The effect of the author's choice to tell the story over the course of just a week is that each day is fraught with meaning. The reader is really thrust into the middle of the narrator's marriage, with only glimpses of the courtship and early relationship. All of this results in the feeling of observing a couple one has just met in real time. The short duration also highlights the day-by-day (and even moment-by-moment) fluctuations in the main character's mood and perceptions.
Through the first-person prose, we get an up-close glimpse at her thoughts and neuroses. Ventura creates a character who's not necessarily sympathetic, but who compels us to keep turning the page. Our lack of insight into what the husband is thinking leaves us, like the narrator, trying to peer into his mind by observing his actions.

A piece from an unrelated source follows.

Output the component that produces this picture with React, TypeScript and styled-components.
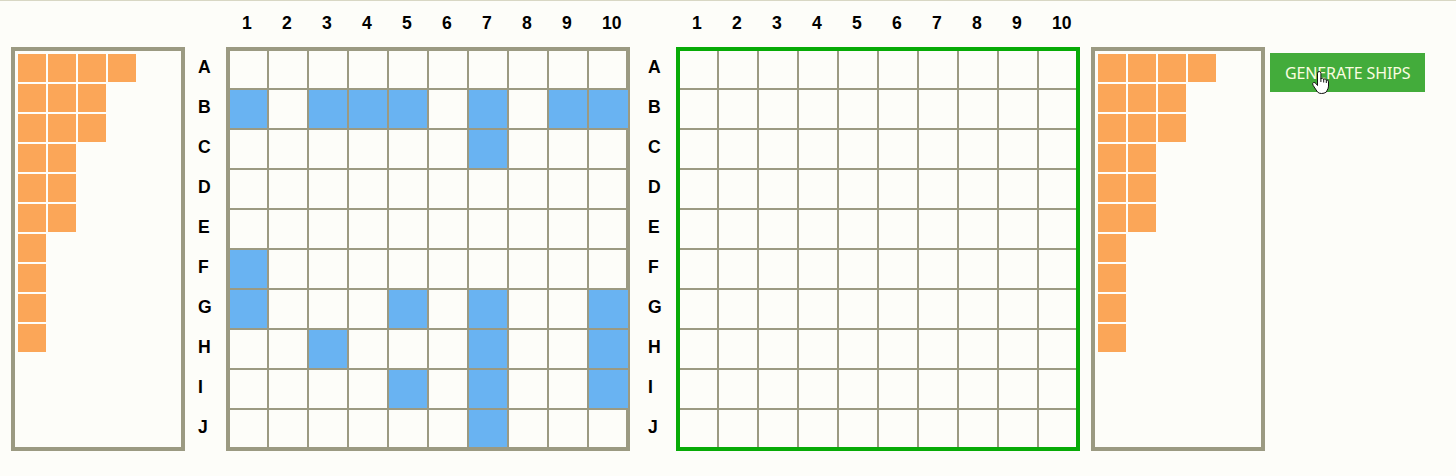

Something interesting about this book is how universal the themes are. At their core, the narrator's anxieties about class, her appearance and her marriage, as well as her tendency to compare herself to those around her, are relatable to those of us living far from her part of French society. Though her efforts to please her husband are taken to extremes, My Husband points to the very real and broader issue of women's undervalued labor in relationships and the pressure to appear effortlessly flawless. The main character gets her hair meticulously highlighted and spends hours searching for the perfect clothes to buy, yet hides the amount of work she puts into managing these things.
My Husband strikes the same eerie yet satirical tone as the novel-turned-Netflix series You, only in this case the protagonist isn't a scruffy bookseller but a perfectly coiffed Frenchwoman. The story it tells seems quiet on the surface, but deep tensions ripple underneath. It prompts the reader to consider just how well they really know their spouse.